_Required task_: A faithful transcription of all the data is required.

_Dataset content_:
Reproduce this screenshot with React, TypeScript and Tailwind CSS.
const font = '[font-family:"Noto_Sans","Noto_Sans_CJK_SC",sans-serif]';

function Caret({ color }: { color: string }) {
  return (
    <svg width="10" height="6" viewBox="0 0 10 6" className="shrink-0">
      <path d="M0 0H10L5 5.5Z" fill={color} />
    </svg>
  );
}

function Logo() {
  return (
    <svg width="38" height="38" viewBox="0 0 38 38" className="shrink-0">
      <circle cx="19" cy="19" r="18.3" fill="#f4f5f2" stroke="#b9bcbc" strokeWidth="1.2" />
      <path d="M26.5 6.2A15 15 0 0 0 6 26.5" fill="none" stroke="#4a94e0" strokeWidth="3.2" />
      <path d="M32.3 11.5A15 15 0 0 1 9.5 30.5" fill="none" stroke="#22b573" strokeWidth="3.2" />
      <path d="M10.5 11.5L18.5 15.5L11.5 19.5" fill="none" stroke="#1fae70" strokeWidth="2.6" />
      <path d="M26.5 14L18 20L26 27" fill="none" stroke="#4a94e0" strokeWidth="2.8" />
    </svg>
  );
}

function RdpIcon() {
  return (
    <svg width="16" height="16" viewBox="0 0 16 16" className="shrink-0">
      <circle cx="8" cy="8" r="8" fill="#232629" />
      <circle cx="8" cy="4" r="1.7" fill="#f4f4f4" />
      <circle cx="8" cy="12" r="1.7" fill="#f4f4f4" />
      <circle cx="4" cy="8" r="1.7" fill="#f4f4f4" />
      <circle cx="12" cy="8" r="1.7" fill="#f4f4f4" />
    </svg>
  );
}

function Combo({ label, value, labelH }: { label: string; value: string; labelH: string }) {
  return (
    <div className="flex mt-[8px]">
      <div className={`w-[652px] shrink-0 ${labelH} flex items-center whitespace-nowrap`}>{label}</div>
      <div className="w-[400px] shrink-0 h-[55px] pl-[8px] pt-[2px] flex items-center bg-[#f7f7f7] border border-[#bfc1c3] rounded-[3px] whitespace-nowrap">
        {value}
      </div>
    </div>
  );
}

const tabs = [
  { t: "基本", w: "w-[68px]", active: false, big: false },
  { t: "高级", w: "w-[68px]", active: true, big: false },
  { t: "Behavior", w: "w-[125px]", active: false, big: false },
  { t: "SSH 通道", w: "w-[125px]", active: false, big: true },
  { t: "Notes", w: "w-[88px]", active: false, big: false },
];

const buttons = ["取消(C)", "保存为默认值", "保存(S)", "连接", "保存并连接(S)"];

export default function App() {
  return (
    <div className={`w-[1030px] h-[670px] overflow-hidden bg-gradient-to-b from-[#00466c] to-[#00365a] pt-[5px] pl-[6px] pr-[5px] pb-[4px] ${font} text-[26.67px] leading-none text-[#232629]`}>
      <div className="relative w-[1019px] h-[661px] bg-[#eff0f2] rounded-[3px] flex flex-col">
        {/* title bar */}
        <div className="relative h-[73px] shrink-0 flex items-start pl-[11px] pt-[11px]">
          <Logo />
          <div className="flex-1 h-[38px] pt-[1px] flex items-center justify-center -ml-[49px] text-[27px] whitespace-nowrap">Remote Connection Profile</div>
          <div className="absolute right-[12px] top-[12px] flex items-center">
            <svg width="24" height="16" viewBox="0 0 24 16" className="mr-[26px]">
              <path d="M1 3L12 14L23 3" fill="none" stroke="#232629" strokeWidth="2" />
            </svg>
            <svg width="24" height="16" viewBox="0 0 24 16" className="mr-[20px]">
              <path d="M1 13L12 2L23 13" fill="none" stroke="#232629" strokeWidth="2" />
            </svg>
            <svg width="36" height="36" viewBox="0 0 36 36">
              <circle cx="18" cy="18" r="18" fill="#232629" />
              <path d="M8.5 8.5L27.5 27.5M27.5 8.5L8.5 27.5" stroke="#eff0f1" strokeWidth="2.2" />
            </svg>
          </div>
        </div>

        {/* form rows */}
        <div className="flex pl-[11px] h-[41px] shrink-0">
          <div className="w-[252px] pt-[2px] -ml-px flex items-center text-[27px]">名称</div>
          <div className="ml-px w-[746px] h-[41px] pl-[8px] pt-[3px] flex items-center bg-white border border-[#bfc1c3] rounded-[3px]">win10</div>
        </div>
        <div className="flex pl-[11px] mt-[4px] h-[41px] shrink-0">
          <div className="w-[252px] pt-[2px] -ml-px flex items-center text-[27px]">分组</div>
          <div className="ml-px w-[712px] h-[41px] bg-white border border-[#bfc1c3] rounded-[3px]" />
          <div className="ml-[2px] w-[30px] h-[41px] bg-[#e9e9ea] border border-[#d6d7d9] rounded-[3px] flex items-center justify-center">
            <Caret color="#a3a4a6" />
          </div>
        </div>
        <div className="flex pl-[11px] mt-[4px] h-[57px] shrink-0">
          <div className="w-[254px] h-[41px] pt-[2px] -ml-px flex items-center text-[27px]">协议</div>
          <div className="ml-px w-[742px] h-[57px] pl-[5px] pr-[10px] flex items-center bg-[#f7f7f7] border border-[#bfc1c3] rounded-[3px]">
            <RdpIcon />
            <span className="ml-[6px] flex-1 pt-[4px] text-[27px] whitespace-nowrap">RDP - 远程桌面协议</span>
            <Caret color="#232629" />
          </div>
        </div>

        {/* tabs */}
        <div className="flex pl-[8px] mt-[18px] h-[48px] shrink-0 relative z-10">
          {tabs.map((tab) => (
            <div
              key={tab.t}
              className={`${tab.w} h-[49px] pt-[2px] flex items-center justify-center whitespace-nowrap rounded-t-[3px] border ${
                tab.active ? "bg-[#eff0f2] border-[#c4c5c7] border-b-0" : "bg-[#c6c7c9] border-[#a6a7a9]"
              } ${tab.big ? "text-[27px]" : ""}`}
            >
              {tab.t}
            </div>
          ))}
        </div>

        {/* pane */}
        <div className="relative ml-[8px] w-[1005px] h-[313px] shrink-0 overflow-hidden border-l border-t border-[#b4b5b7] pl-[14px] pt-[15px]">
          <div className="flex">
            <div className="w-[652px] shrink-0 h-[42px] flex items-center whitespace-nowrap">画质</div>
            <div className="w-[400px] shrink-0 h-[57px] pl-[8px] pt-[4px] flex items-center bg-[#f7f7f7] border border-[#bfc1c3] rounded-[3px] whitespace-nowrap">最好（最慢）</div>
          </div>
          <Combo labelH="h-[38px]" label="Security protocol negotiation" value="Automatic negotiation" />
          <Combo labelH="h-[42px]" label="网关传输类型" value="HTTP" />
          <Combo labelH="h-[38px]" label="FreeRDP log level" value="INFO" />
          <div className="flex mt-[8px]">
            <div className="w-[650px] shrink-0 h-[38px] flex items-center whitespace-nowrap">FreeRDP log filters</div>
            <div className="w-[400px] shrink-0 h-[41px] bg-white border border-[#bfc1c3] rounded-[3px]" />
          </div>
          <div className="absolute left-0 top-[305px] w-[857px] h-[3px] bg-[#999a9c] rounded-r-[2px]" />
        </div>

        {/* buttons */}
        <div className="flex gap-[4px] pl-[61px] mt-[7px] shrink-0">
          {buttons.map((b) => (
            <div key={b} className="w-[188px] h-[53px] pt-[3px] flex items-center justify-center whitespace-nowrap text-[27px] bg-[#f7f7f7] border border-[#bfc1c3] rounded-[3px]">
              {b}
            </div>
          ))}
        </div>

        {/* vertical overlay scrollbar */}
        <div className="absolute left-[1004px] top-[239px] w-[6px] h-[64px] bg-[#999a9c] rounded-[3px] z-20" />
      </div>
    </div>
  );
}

_Task output_:
Reproduce this screenshot with React, TypeScript and Tailwind CSS.
const font = '[font-family:"Noto_Sans","Noto_Sans_CJK_SC",sans-serif]';

function Caret({ color }: { color: string }) {
  return (
    <svg width="10" height="6" viewBox="0 0 10 6" className="shrink-0">
      <path d="M0 0H10L5 5.5Z" fill={color} />
    </svg>
  );
}

function Logo() {
  return (
    <svg width="38" height="38" viewBox="0 0 38 38" className="shrink-0">
      <circle cx="19" cy="19" r="18.3" fill="#f4f5f2" stroke="#b9bcbc" strokeWidth="1.2" />
      <path d="M26.5 6.2A15 15 0 0 0 6 26.5" fill="none" stroke="#4a94e0" strokeWidth="3.2" />
      <path d="M32.3 11.5A15 15 0 0 1 9.5 30.5" fill="none" stroke="#22b573" strokeWidth="3.2" />
      <path d="M10.5 11.5L18.5 15.5L11.5 19.5" fill="none" stroke="#1fae70" strokeWidth="2.6" />
      <path d="M26.5 14L18 20L26 27" fill="none" stroke="#4a94e0" strokeWidth="2.8" />
    </svg>
  );
}

function RdpIcon() {
  return (
    <svg width="16" height="16" viewBox="0 0 16 16" className="shrink-0">
      <circle cx="8" cy="8" r="8" fill="#232629" />
      <circle cx="8" cy="4" r="1.7" fill="#f4f4f4" />
      <circle cx="8" cy="12" r="1.7" fill="#f4f4f4" />
      <circle cx="4" cy="8" r="1.7" fill="#f4f4f4" />
      <circle cx="12" cy="8" r="1.7" fill="#f4f4f4" />
    </svg>
  );
}

function Combo({ label, value, labelH }: { label: string; value: string; labelH: string }) {
  return (
    <div className="flex mt-[8px]">
      <div className={`w-[652px] shrink-0 ${labelH} flex items-center whitespace-nowrap`}>{label}</div>
      <div className="w-[400px] shrink-0 h-[55px] pl-[8px] pt-[2px] flex items-center bg-[#f7f7f7] border border-[#bfc1c3] rounded-[3px] whitespace-nowrap">
        {value}
      </div>
    </div>
  );
}

const tabs = [
  { t: "基本", w: "w-[68px]", active: false, big: false },
  { t: "高级", w: "w-[68px]", active: true, big: false },
  { t: "Behavior", w: "w-[125px]", active: false, big: false },
  { t: "SSH 通道", w: "w-[125px]", active: false, big: true },
  { t: "Notes", w: "w-[88px]", active: false, big: false },
];

const buttons = ["取消(C)", "保存为默认值", "保存(S)", "连接", "保存并连接(S)"];

export default function App() {
  return (
    <div className={`w-[1030px] h-[670px] overflow-hidden bg-gradient-to-b from-[#00466c] to-[#00365a] pt-[5px] pl-[6px] pr-[5px] pb-[4px] ${font} text-[26.67px] leading-none text-[#232629]`}>
      <div className="relative w-[1019px] h-[661px] bg-[#eff0f2] rounded-[3px] flex flex-col">
        {/* title bar */}
        <div className="relative h-[73px] shrink-0 flex items-start pl-[11px] pt-[11px]">
          <Logo />
          <div className="flex-1 h-[38px] pt-[1px] flex items-center justify-center -ml-[49px] text-[27px] whitespace-nowrap">Remote Connection Profile</div>
          <div className="absolute right-[12px] top-[12px] flex items-center">
            <svg width="24" height="16" viewBox="0 0 24 16" className="mr-[26px]">
              <path d="M1 3L12 14L23 3" fill="none" stroke="#232629" strokeWidth="2" />
            </svg>
            <svg width="24" height="16" viewBox="0 0 24 16" className="mr-[20px]">
              <path d="M1 13L12 2L23 13" fill="none" stroke="#232629" strokeWidth="2" />
            </svg>
            <svg width="36" height="36" viewBox="0 0 36 36">
              <circle cx="18" cy="18" r="18" fill="#232629" />
              <path d="M8.5 8.5L27.5 27.5M27.5 8.5L8.5 27.5" stroke="#eff0f1" strokeWidth="2.2" />
            </svg>
          </div>
        </div>

        {/* form rows */}
        <div className="flex pl-[11px] h-[41px] shrink-0">
          <div className="w-[252px] pt-[2px] -ml-px flex items-center text-[27px]">名称</div>
          <div className="ml-px w-[746px] h-[41px] pl-[8px] pt-[3px] flex items-center bg-white border border-[#bfc1c3] rounded-[3px]">win10</div>
        </div>
        <div className="flex pl-[11px] mt-[4px] h-[41px] shrink-0">
          <div className="w-[252px] pt-[2px] -ml-px flex items-center text-[27px]">分组</div>
          <div className="ml-px w-[712px] h-[41px] bg-white border border-[#bfc1c3] rounded-[3px]" />
          <div className="ml-[2px] w-[30px] h-[41px] bg-[#e9e9ea] border border-[#d6d7d9] rounded-[3px] flex items-center justify-center">
            <Caret color="#a3a4a6" />
          </div>
        </div>
        <div className="flex pl-[11px] mt-[4px] h-[57px] shrink-0">
          <div className="w-[254px] h-[41px] pt-[2px] -ml-px flex items-center text-[27px]">协议</div>
          <div className="ml-px w-[742px] h-[57px] pl-[5px] pr-[10px] flex items-center bg-[#f7f7f7] border border-[#bfc1c3] rounded-[3px]">
            <RdpIcon />
            <span className="ml-[6px] flex-1 pt-[4px] text-[27px] whitespace-nowrap">RDP - 远程桌面协议</span>
            <Caret color="#232629" />
          </div>
        </div>

        {/* tabs */}
        <div className="flex pl-[8px] mt-[18px] h-[48px] shrink-0 relative z-10">
          {tabs.map((tab) => (
            <div
              key={tab.t}
              className={`${tab.w} h-[49px] pt-[2px] flex items-center justify-center whitespace-nowrap rounded-t-[3px] border ${
                tab.active ? "bg-[#eff0f2] border-[#c4c5c7] border-b-0" : "bg-[#c6c7c9] border-[#a6a7a9]"
              } ${tab.big ? "text-[27px]" : ""}`}
            >
              {tab.t}
            </div>
          ))}
        </div>

        {/* pane */}
        <div className="relative ml-[8px] w-[1005px] h-[313px] shrink-0 overflow-hidden border-l border-t border-[#b4b5b7] pl-[14px] pt-[15px]">
          <div className="flex">
            <div className="w-[652px] shrink-0 h-[42px] flex items-center whitespace-nowrap">画质</div>
            <div className="w-[400px] shrink-0 h-[57px] pl-[8px] pt-[4px] flex items-center bg-[#f7f7f7] border border-[#bfc1c3] rounded-[3px] whitespace-nowrap">最好（最慢）</div>
          </div>
          <Combo labelH="h-[38px]" label="Security protocol negotiation" value="Automatic negotiation" />
          <Combo labelH="h-[42px]" label="网关传输类型" value="HTTP" />
          <Combo labelH="h-[38px]" label="FreeRDP log level" value="INFO" />
          <div className="flex mt-[8px]">
            <div className="w-[650px] shrink-0 h-[38px] flex items-center whitespace-nowrap">FreeRDP log filters</div>
            <div className="w-[400px] shrink-0 h-[41px] bg-white border border-[#bfc1c3] rounded-[3px]" />
          </div>
          <div className="absolute left-0 top-[305px] w-[857px] h-[3px] bg-[#999a9c] rounded-r-[2px]" />
        </div>

        {/* buttons */}
        <div className="flex gap-[4px] pl-[61px] mt-[7px] shrink-0">
          {buttons.map((b) => (
            <div key={b} className="w-[188px] h-[53px] pt-[3px] flex items-center justify-center whitespace-nowrap text-[27px] bg-[#f7f7f7] border border-[#bfc1c3] rounded-[3px]">
              {b}
            </div>
          ))}
        </div>

        {/* vertical overlay scrollbar */}
        <div className="absolute left-[1004px] top-[239px] w-[6px] h-[64px] bg-[#999a9c] rounded-[3px] z-20" />
      </div>
    </div>
  );
}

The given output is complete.